The current model is binary: You have it or I have it. It’s a zero-sum game that creates animosity. The superior approach—one that avoids the pitfalls of nationalism and the risks of instability—is a radical expansion of long-term, renewable loans.
- Legalize the Title: Let the source nation hold the legal title to the object.
- Physical Residency: Keep the object in a location where it is safest and most accessible to a global audience.
- Revenue Sharing: Instead of spending millions on legal fees to fight for a return, museums should pay "curatorial fees" to source nations. This money could actually be used to fund local archaeology and prevent looting at the source.
This settles the "theft" argument without stripping our global museums bare. It turns a hostile relationship into a business partnership. But politicians won't do this. Why? Because you can't hold a triumphant press conference over a "long-term lease agreement" as easily as you can over a "reclaimed treasure."
The Hoax of "Restoring Identity"
We are told that return of these objects is essential for the "cultural identity" of modern citizens. This is a psychological projection.
Does a baker in Naples truly feel a hole in his soul because a particular Roman statue is in New York? Of course not. His identity is formed by his language, his food, his family, and his current society. The "identity" argument is an elite construction used by government officials to drum up populist support.

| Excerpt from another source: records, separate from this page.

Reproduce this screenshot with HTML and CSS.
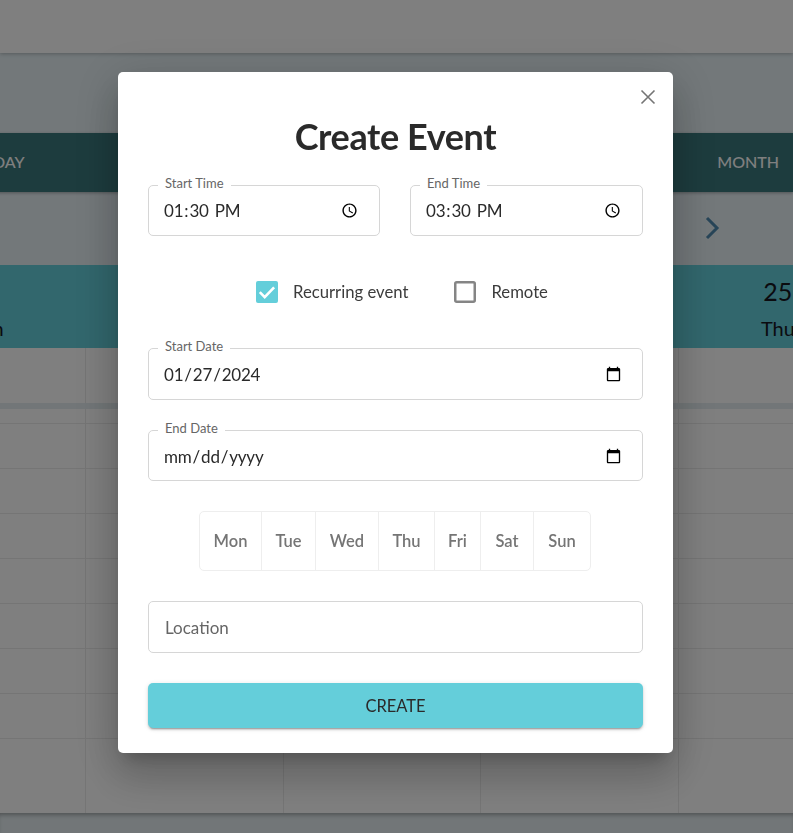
FILE: index.html
```html
<!DOCTYPE html>
<html lang="en">
<head>
<meta charset="utf-8">
<title>Create Event</title>
<link rel="stylesheet" href="styles.css">
</head>
<body>
<div class="app">
  <header class="topbar"></header>
  <section class="hero"></section>
  <nav class="tabs"><span class="tab">DAY</span><span class="tab">MONTH</span></nav>
  <div class="pager">
    <svg class="chevron" viewBox="0 0 16 24" width="16" height="24"><path d="M3 2l10 10L3 22" fill="none" stroke="currentColor" stroke-width="3"/></svg>
  </div>
  <div class="calendar">
    <div class="days">
      <div class="day"><b></b><span>Sun</span></div>
      <div class="day"></div>
      <div class="day"></div>
      <div class="day"></div>
      <div class="day"><b>25</b><span>Thu</span></div>
    </div>
    <div class="columns allday"><i></i><i></i><i></i><i></i><i></i></div>
    <div class="band"></div>
    <div class="columns hours"><i></i><i></i><i></i><i></i><i></i></div>
  </div>
  <footer class="footer"></footer>
</div>

<div class="scrim">
  <form class="modal">
    <button type="button" class="close" aria-label="Close">
      <svg viewBox="0 0 16 16" width="16" height="16"><path d="M1.5 1.5l13 13M14.5 1.5l-13 13" fill="none" stroke="currentColor" stroke-width="1.6"/></svg>
    </button>
    <h1 class="title">Create Event</h1>
    <div class="time-row">
      <div class="field"><label class="field-label">Start Time</label><input class="field-input" type="time" value="13:30"></div>
      <div class="field"><label class="field-label">End Time</label><input class="field-input" type="time" value="15:30"></div>
    </div>
    <div class="checks">
      <label class="check">
        <svg viewBox="0 0 22 22" width="22" height="22"><rect width="22" height="22" rx="2" fill="#64ceda"/><path d="M3.8 11.2l4.9 4.9 9.4-9.8" fill="none" stroke="#fff" stroke-width="2.6"/></svg>
        Recurring event
      </label>
      <label class="check">
        <svg viewBox="0 0 22 22" width="22" height="22"><rect x="1.25" y="1.25" width="19.5" height="19.5" rx="1.5" fill="none" stroke="#858585" stroke-width="2.5"/></svg>
        Remote
      </label>
    </div>
    <div class="field field-date"><label class="field-label">Start Date</label><input class="field-input" type="date" value="2024-01-27"></div>
    <div class="field field-date-end"><label class="field-label">End Date</label><input class="field-input" type="date"></div>
    <div class="weekdays">
      <span class="weekday">Mon</span><span class="weekday">Tue</span><span class="weekday">Wed</span><span class="weekday">Thu</span><span class="weekday">Fri</span><span class="weekday">Sat</span><span class="weekday">Sun</span>
    </div>
    <div class="field field-location"><input class="field-input location" type="text" placeholder="Location"></div>
    <button type="button" class="create">CREATE</button>
  </form>
</div>
</body>
</html>
```

FILE: styles.css
```css
* { box-sizing: border-box; }

html, body {
  margin: 0;
  height: 100%;
  overflow: hidden;
}

body {
  font-family: "Lato", "Noto Sans", sans-serif;
  color: #2a2a2a;
  background: #e4f0f5;
}

.app {
  height: 833px;
  display: flex;
  flex-direction: column;
  overflow: hidden;
}

.topbar {
  height: 53px;
  background: #fff;
  box-shadow: 0 1px 4px rgba(0, 0, 0, 0.25);
  position: relative;
}

.hero {
  height: 80px;
  background: #e6f1f5;
}

.tabs {
  height: 59px;
  background: #3a787c;
  color: #fff;
  display: flex;
  justify-content: space-between;
  align-items: center;
  padding: 0 14px 2px 0;
  margin-left: -7px;
  font-size: 16px;
  font-weight: 500;
  box-shadow: 0 1px 3px rgba(0, 0, 0, 0.3);
  position: relative;
}

.pager {
  height: 73px;
  background: #e6f0f5;
  display: flex;
  justify-content: flex-end;
  align-items: center;
  padding: 0 73px 2px 0;
  color: #4f8bb0;
}

.chevron { display: block; }

.calendar {
  flex: none;
  width: 1600px;
  margin-left: -111.6px;
}

.days {
  height: 83px;
  background: #64ceda;
  display: grid;
  grid-template-columns: repeat(8, 197.67px);
  color: #16161f;
}

.day {
  display: flex;
  flex-direction: column;
  align-items: center;
  padding-top: 10px;
  font-size: 20px;
}

.day b {
  min-height: 32px;
  font-weight: 400;
  font-size: 25px;
  line-height: 32px;
  margin-bottom: 9px;
}

.columns {
  display: grid;
  grid-template-columns: repeat(8, 197.67px);
  background-color: #fff;
}

.columns i { border-right: 1px solid #ebebeb; }

.allday { height: 55px; }

.band {
  height: 6px;
  background: #e4edf0;
}

.hours {
  height: 404px;
  background-image: repeating-linear-gradient(180deg, transparent 0 44px, #ebebeb 44px 45px);
  background-position: 0 -30px;
}

.footer {
  flex: 1;
  background: #e4edf0;
  box-shadow: inset 0 4px 4px -2px rgba(0, 0, 0, 0.3);
}

.scrim {
  position: fixed;
  inset: 0;
  z-index: 10;
  background: rgba(0, 0, 0, 0.5);
  padding: 72px 0 0 118px;
}

.modal {
  position: relative;
  width: 555px;
  height: 681px;
  background: #fff;
  border-radius: 5px;
  padding: 39px 30px 25px;
  display: flex;
  flex-direction: column;
  box-shadow:
    0 11px 15px -7px rgba(0, 0, 0, 0.2),
    0 24px 38px 3px rgba(0, 0, 0, 0.14),
    0 9px 46px 8px rgba(0, 0, 0, 0.12);
}

.close {
  position: absolute;
  top: 17px;
  right: 17px;
  width: 16px;
  height: 16px;
  padding: 0;
  border: 0;
  background: none;
  color: #757575;
}

.close svg { display: block; }

.title {
  margin: 0;
  height: 74px;
  text-align: center;
  font-size: 36px;
  line-height: 50px;
  font-weight: 700;
  letter-spacing: -0.4px;
  color: #2a2a2a;
}

.time-row {
  display: grid;
  grid-template-columns: 232px 233px;
  gap: 30px;
}

.field {
  position: relative;
  height: 51px;
  border: 1px solid #d6d6d6;
  border-radius: 5px;
}

.field-label {
  position: absolute;
  top: -11px;
  left: 9px;
  padding: 0 7px;
  background: #fff;
  font-size: 13px;
  line-height: 16px;
  color: #666;
}

.field-input {
  display: block;
  width: 100%;
  height: 100%;
  padding: 0 17px 0 14px;
  border: 0;
  outline: 0;
  background: transparent;
  font-family: inherit;
  font-size: 17px;
  letter-spacing: -0.2px;
  color: #2a2a2a;
}

.field-date { height: 52px; }
.field-date-end { height: 51px; margin-top: 30px; }

.field-date .field-input { padding-right: 18px; }
.field-date-end .field-input { padding: 1px 18px 0 14px; }

.checks {
  height: 22px;
  margin: 45px 0;
  padding-left: 108px;
  display: flex;
  gap: 46px;
}

.check {
  display: flex;
  align-items: center;
  gap: 15px;
  font-size: 16.7px;
  color: #3c3c3c;
}

.weekdays {
  align-self: flex-start;
  margin: 30px 0 30px 51px;
  height: 60px;
  display: grid;
  grid-template-columns: 61px 54px 63px 56px 46px 53px 57px;
  border: 1px solid #eee;
  border-radius: 5px;
}

.weekday {
  display: flex;
  align-items: center;
  justify-content: center;
  border-left: 1px solid #eee;
  font-size: 16.5px;
  font-weight: 600;
  color: #757575;
}

.weekday:first-child { border-left: 0; }

.field-location { height: 52px; }

.location {
  padding-left: 16px;
  letter-spacing: 0;
}

.location::placeholder { color: #666; opacity: 1; }

.create {
  height: 45px;
  margin-top: 30px;
  border: 0;
  border-radius: 5px;
  background: #64ceda;
  font-family: inherit;
  font-size: 16.5px;
  color: #2a2a2a;
  box-shadow: 0 3px 1px -2px rgba(0, 0, 0, 0.2), 0 2px 2px rgba(0, 0, 0, 0.14), 0 1px 5px rgba(0, 0, 0, 0.12);
}
```
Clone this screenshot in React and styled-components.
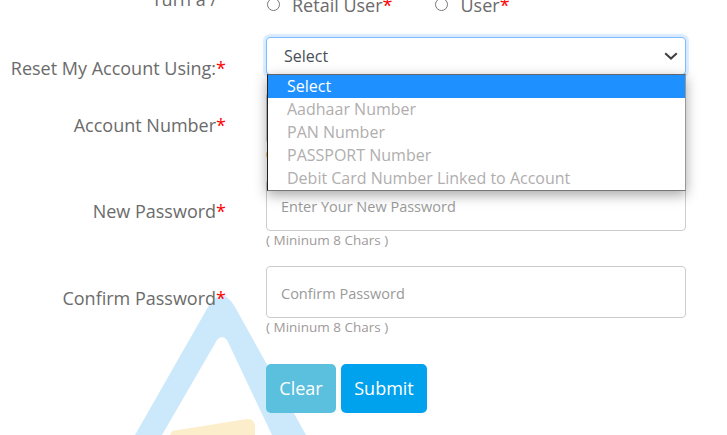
import styled, { createGlobalStyle } from "styled-components"

const GlobalStyle = createGlobalStyle`
    * {
        box-sizing: border-box;
    }

    html, body {
        margin: 0;
        padding: 0;
        background-color: #fff;
        font-family: "Open Sans", "Liberation Sans", sans-serif;
    }
`

const opcoes = [
    "Aadhaar Number",
    "PAN Number",
    "PASSPORT Number",
    "Debit Card Number Linked to Account",
]

function Star() {
    return <Asterisco>*</Asterisco>
}

function Chevron() {
    return (
        <svg width="14" height="8" viewBox="0 0 14 8" fill="none">
            <path d="M1.2 1.2 L7 6.6 L12.8 1.2" stroke="#3f3f3f" strokeWidth="2" />
        </svg>
    )
}

function Marca() {
    return (
        <MarcaStyle width="200" height="145" viewBox="0 0 200 145">
            <path
                d="M5 145 L78 17 Q92 -6 105 17 L176 145 L142 145 L97 50 Q92 44 87 50 L32 145 Z"
                fill="#cce9fb"
            />
            <path d="M40 145 L42 141 L117 129 Q125 129 125 137 L125 145 Z" fill="#fdeecb" />
        </MarcaStyle>
    )
}

export default function App() {
    return (
        <Page>
            <GlobalStyle />
            <Marca />
            <Form>
                <RadioRow>
                    <TopLabel>Turn a /</TopLabel>
                    <Radios>
                        <RadioItem>
                            <input type="radio" name="tipo" />
                            Retail User<Star />
                        </RadioItem>
                        <RadioItem>
                            <input type="radio" name="tipo" />
                            User<Star />
                        </RadioItem>
                    </Radios>
                </RadioRow>

                <SelectRow>
                    <Label $topo="18px">Reset My Account Using:<Star /></Label>
                    <Field>
                        <SelectBox>
                            Select
                            <Chevron />
                        </SelectBox>
                        <Dropdown>
                            <Option $ativo>Select</Option>
                            {opcoes.map((opcao) => (
                                <Option key={opcao}>{opcao}</Option>
                            ))}
                        </Dropdown>
                    </Field>
                </SelectRow>

                <Row>
                    <Label $topo="20px">Account Number<Star /></Label>
                    <Field>
                        <Input type="text" placeholder="Enter Account Number" />
                        <Hint $erro>( Required )</Hint>
                    </Field>
                </Row>

                <Row>
                    <Label>New Password<Star /></Label>
                    <Field>
                        <Input type="password" placeholder="Enter Your New Password" />
                        <Hint>( Mininum 8 Chars )</Hint>
                    </Field>
                </Row>

                <Row>
                    <Label>Confirm Password<Star /></Label>
                    <Field>
                        <Input type="password" placeholder="Confirm Password" />
                        <Hint>( Mininum 8 Chars )</Hint>
                    </Field>
                </Row>

                <Actions>
                    <Button $cor="#5bc0de" $largura="70px">Clear</Button>
                    <Button $cor="#00a2ed" $largura="86px">Submit</Button>
                </Actions>
            </Form>
        </Page>
    )
}

const Page = styled.main`
    position: relative;
    width: 727px;
    height: 435px;
    overflow: hidden;
    background-color: #fff;
`

const MarcaStyle = styled.svg`
    position: absolute;
    left: 130px;
    top: 290px;
`

const Form = styled.form`
    position: relative;
    margin-top: -14px;
    width: 686px;
`

const Row = styled.div`
    display: grid;
    grid-template-columns: 226px 420px;
    column-gap: 40px;
    margin-bottom: 17px;
`

const RadioRow = styled(Row)`
    height: 34px;
`

const SelectRow = styled(Row)`
    position: relative;
    z-index: 2;
    height: 38px;
`

const Label = styled.label`
    display: block;
    padding-top: ${(props) => props.$topo || "19px"};
    font-size: 18px;
    line-height: 27px;
    text-align: right;
    color: #6b6b6b;
    white-space: nowrap;
`

const TopLabel = styled(Label)`
    padding-top: 0;
    padding-right: 9px;
`

const Asterisco = styled.span`
    color: #f00;
`

const Radios = styled.div`
    display: flex;
    gap: 42px;
    padding-top: 5px;
`

const RadioItem = styled.label`
    display: flex;
    align-items: center;
    height: 27px;
    font-size: 18px;
    color: #6b6b6b;

    input {
        width: 13px;
        height: 13px;
        margin: 0 12px 0 1px;
    }
`

const Field = styled.div`
    position: relative;
    min-width: 0;
`

const SelectBox = styled.div`
    display: flex;
    align-items: center;
    justify-content: space-between;
    height: 38px;
    padding: 0 7px 0 17px;
    font-size: 16px;
    color: #495057;
    background-color: #fff;
    border: 1px solid #80bdff;
    border-radius: 4px;
    box-shadow: 0 0 0 3px rgba(0, 123, 255, 0.1), 0 0 6px rgba(0, 123, 255, 0.15);
`

const Dropdown = styled.ul`
    position: absolute;
    top: 37px;
    left: 1px;
    right: 0;
    margin: 0;
    padding: 0;
    list-style: none;
    background-color: #fff;
    border-top: 1px solid #666;
    border-left: 1px solid #222;
    border-right: 1px solid #999;
    border-bottom: 1px solid #767676;
    box-shadow: 0 4px 12px rgba(0, 0, 0, 0.35);
`

const Option = styled.li`
    height: 23px;
    padding-left: 19px;
    font-size: 16px;
    line-height: 23px;
    white-space: nowrap;
    color: ${(props) => (props.$ativo ? "#fff" : "#b0aeae")};
    background-color: ${(props) => (props.$ativo ? "#1e90ff" : "transparent")};
`

const Input = styled.input`
    display: block;
    width: 100%;
    height: 52px;
    padding: 2px 14px 0;
    font-family: inherit;
    font-size: 14.5px;
    color: #495057;
    background-color: #fff;
    border: 1px solid #ccc;
    border-radius: 4px;

    &::placeholder {
        color: #9a9a9a;
        opacity: 1;
    }
`

const Hint = styled.div`
    height: 18px;
    font-size: 13.5px;
    line-height: 18px;
    color: ${(props) => (props.$erro ? "#e08a4a" : "#a09a9a")};
`

const Actions = styled.div`
    display: flex;
    gap: 5px;
    margin-left: 266px;
    margin-top: 28px;
`

const Button = styled.button`
    width: ${(props) => props.$largura};
    height: 49px;
    padding: 0 0 2px;
    font-family: inherit;
    font-size: 18px;
    color: #fff;
    background-color: ${(props) => props.$cor};
    border: none;
    border-radius: 5px;
`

The statue in the Met belongs to the person who looks at it and learns from it. It belongs to the student in the Bronx who will never get a passport to Italy but finds inspiration in the craftsmanship of the past. By "returning" it, you are stealing it from that student to give it to a government vault in Rome where it may or may not ever be displayed.
Stop Asking "Who Owns This?"
The question "Who owns this?" is the wrong question. It’s a question of property law, not of humanity.
The right question is: "Where can this object do the most good for the most people while remaining safe for the next thousand years?"
If the answer is a museum in a different country, then that is where it should stay. We need to stop apologizing for the existence of global collections. They are the only things keeping our history from being carved up into tiny, nationalistic pieces.
The U.S. and Italy aren't "curbing looting." They are participating in a sophisticated form of cultural protectionism that serves the state, not the people. If we continue down this path, the great museums of the world will be nothing but empty halls, and the history of our species will be locked away in the basements of ministries of culture, guarded by bureaucrats who care more about stamps on a document than the art itself.
If you want to protect art, keep it where it can be seen. Keep it where it can be challenged. Keep it where it is safe from the next revolution.
History doesn't belong to the ground it was buried in. It belongs to anyone who bothers to remember it.